• Set problem: From the listing that follows, output everything exactly except the pictures.

-- start --

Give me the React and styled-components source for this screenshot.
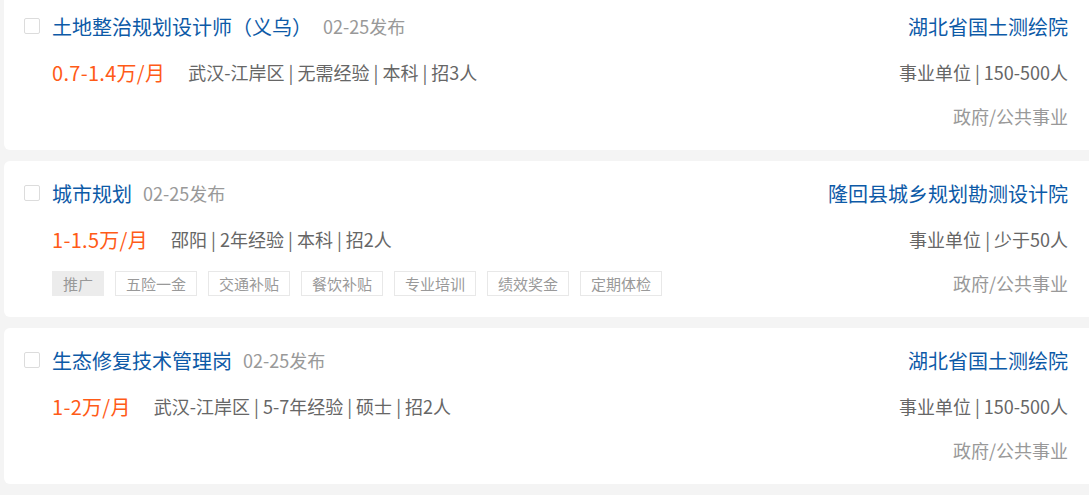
import styled, { createGlobalStyle } from "styled-components";

const GlobalStyle = createGlobalStyle`
    body {
        margin: 0;
        background: #f4f4f4;
        overflow: hidden;
        font-family: "Noto Sans CJK SC", "Liberation Sans", sans-serif;
    }
`

const List = styled.div`
    display: flex;
    flex-direction: column;
    gap: 11px;
    width: 1096px;
    margin: -6px 0 0 4px;
`

const Card = styled.div`
    height: 156px;
    box-sizing: border-box;
    padding: 18px 32px 20px 20px;
    background: #fff;
    border-radius: 6px;
    display: flex;
    flex-direction: column;
    gap: 18px;
    & > div:last-child {
        margin-top: -2px;
    }
`

const Row = styled.div`
    display: flex;
    align-items: center;
    justify-content: space-between;
    height: 28px;
`

const Left = styled.div`
    display: flex;
    align-items: center;
    padding-left: ${p => p.$indent ? "28px" : "0"};
`

const Check = styled.span`
    width: 14px;
    height: 14px;
    border: 1px solid #dcdcdc;
    border-radius: 2px;
    margin-right: 12px;
`

const Title = styled.a`
    font-size: 20px;
    color: #0d5aa7;
    text-decoration: none;
`

const Date = styled.span`
    font-size: 18px;
    color: #999;
    margin-left: 11px;
`

const Salary = styled.span`
    font-size: 20px;
    letter-spacing: 0.3px;
    color: #ff5b17;
    margin-right: 23px;
`

const Meta = styled.span`
    font-size: 18px;
    color: #666;
`

const Company = styled.a`
    font-size: 20px;
    color: #0d5aa7;
    text-decoration: none;
`

const Scale = styled.span`
    font-size: 18px;
    color: #666;
`

const Industry = styled.span`
    font-size: 18px;
    color: #999;
`

const Tags = styled.div`
    display: flex;
    gap: 11px;
`

const Tag = styled.span`
    height: 25px;
    box-sizing: border-box;
    padding: 0 10px;
    display: flex;
    align-items: center;
    font-size: 15px;
    color: #999;
    border: 1px solid ${p => p.$promo ? "#ececec" : "#e8e8e8"};
    background: ${p => p.$promo ? "#ececec" : "#fff"};
`

const jobs = [
    {
        title: "土地整治规划设计师（义乌）",
        salary: "0.7-1.4万/月",
        meta: "武汉-江岸区 | 无需经验 | 本科 | 招3人",
        company: "湖北省国土测绘院",
        scale: "事业单位 | 150-500人",
        tags: [],
    },
    {
        title: "城市规划",
        salary: "1-1.5万/月",
        meta: "邵阳 | 2年经验 | 本科 | 招2人",
        company: "隆回县城乡规划勘测设计院",
        scale: "事业单位 | 少于50人",
        promo: true,
        tags: ["五险一金", "交通补贴", "餐饮补贴", "专业培训", "绩效奖金", "定期体检"],
    },
    {
        title: "生态修复技术管理岗",
        salary: "1-2万/月",
        meta: "武汉-江岸区 | 5-7年经验 | 硕士 | 招2人",
        company: "湖北省国土测绘院",
        scale: "事业单位 | 150-500人",
        tags: [],
    },
]

function App() {
    return (
        <>
            <GlobalStyle />
            <List>
                {jobs.map((job, i) => (
                    <Card key={i}>
                        <Row>
                            <Left>
                                <Check />
                                <Title href="#">{job.title}</Title>
                                <Date>02-25发布</Date>
                            </Left>
                            <Company href="#">{job.company}</Company>
                        </Row>
                        <Row>
                            <Left $indent>
                                <Salary>{job.salary}</Salary>
                                <Meta>{job.meta}</Meta>
                            </Left>
                            <Scale>{job.scale}</Scale>
                        </Row>
                        <Row>
                            <Left $indent>
                                <Tags>
                                    {job.promo && <Tag $promo>推广</Tag>}
                                    {job.tags.map(t => <Tag key={t}>{t}</Tag>)}
                                </Tags>
                            </Left>
                            <Industry>政府/公共事业</Industry>
                        </Row>
                    </Card>
                ))}
            </List>
        </>
    )
}

export default App;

-- end --

• Full output:
Give me the React and styled-components source for this screenshot.
import styled, { createGlobalStyle } from "styled-components";

const GlobalStyle = createGlobalStyle`
    body {
        margin: 0;
        background: #f4f4f4;
        overflow: hidden;
        font-family: "Noto Sans CJK SC", "Liberation Sans", sans-serif;
    }
`

const List = styled.div`
    display: flex;
    flex-direction: column;
    gap: 11px;
    width: 1096px;
    margin: -6px 0 0 4px;
`

const Card = styled.div`
    height: 156px;
    box-sizing: border-box;
    padding: 18px 32px 20px 20px;
    background: #fff;
    border-radius: 6px;
    display: flex;
    flex-direction: column;
    gap: 18px;
    & > div:last-child {
        margin-top: -2px;
    }
`

const Row = styled.div`
    display: flex;
    align-items: center;
    justify-content: space-between;
    height: 28px;
`

const Left = styled.div`
    display: flex;
    align-items: center;
    padding-left: ${p => p.$indent ? "28px" : "0"};
`

const Check = styled.span`
    width: 14px;
    height: 14px;
    border: 1px solid #dcdcdc;
    border-radius: 2px;
    margin-right: 12px;
`

const Title = styled.a`
    font-size: 20px;
    color: #0d5aa7;
    text-decoration: none;
`

const Date = styled.span`
    font-size: 18px;
    color: #999;
    margin-left: 11px;
`

const Salary = styled.span`
    font-size: 20px;
    letter-spacing: 0.3px;
    color: #ff5b17;
    margin-right: 23px;
`

const Meta = styled.span`
    font-size: 18px;
    color: #666;
`

const Company = styled.a`
    font-size: 20px;
    color: #0d5aa7;
    text-decoration: none;
`

const Scale = styled.span`
    font-size: 18px;
    color: #666;
`

const Industry = styled.span`
    font-size: 18px;
    color: #999;
`

const Tags = styled.div`
    display: flex;
    gap: 11px;
`

const Tag = styled.span`
    height: 25px;
    box-sizing: border-box;
    padding: 0 10px;
    display: flex;
    align-items: center;
    font-size: 15px;
    color: #999;
    border: 1px solid ${p => p.$promo ? "#ececec" : "#e8e8e8"};
    background: ${p => p.$promo ? "#ececec" : "#fff"};
`

const jobs = [
    {
        title: "土地整治规划设计师（义乌）",
        salary: "0.7-1.4万/月",
        meta: "武汉-江岸区 | 无需经验 | 本科 | 招3人",
        company: "湖北省国土测绘院",
        scale: "事业单位 | 150-500人",
        tags: [],
    },
    {
        title: "城市规划",
        salary: "1-1.5万/月",
        meta: "邵阳 | 2年经验 | 本科 | 招2人",
        company: "隆回县城乡规划勘测设计院",
        scale: "事业单位 | 少于50人",
        promo: true,
        tags: ["五险一金", "交通补贴", "餐饮补贴", "专业培训", "绩效奖金", "定期体检"],
    },
    {
        title: "生态修复技术管理岗",
        salary: "1-2万/月",
        meta: "武汉-江岸区 | 5-7年经验 | 硕士 | 招2人",
        company: "湖北省国土测绘院",
        scale: "事业单位 | 150-500人",
        tags: [],
    },
]

function App() {
    return (
        <>
            <GlobalStyle />
            <List>
                {jobs.map((job, i) => (
                    <Card key={i}>
                        <Row>
                            <Left>
                                <Check />
                                <Title href="#">{job.title}</Title>
                                <Date>02-25发布</Date>
                            </Left>
                            <Company href="#">{job.company}</Company>
                        </Row>
                        <Row>
                            <Left $indent>
                                <Salary>{job.salary}</Salary>
                                <Meta>{job.meta}</Meta>
                            </Left>
                            <Scale>{job.scale}</Scale>
                        </Row>
                        <Row>
                            <Left $indent>
                                <Tags>
                                    {job.promo && <Tag $promo>推广</Tag>}
                                    {job.tags.map(t => <Tag key={t}>{t}</Tag>)}
                                </Tags>
                            </Left>
                            <Industry>政府/公共事业</Industry>
                        </Row>
                    </Card>
                ))}
            </List>
        </>
    )
}

export default App;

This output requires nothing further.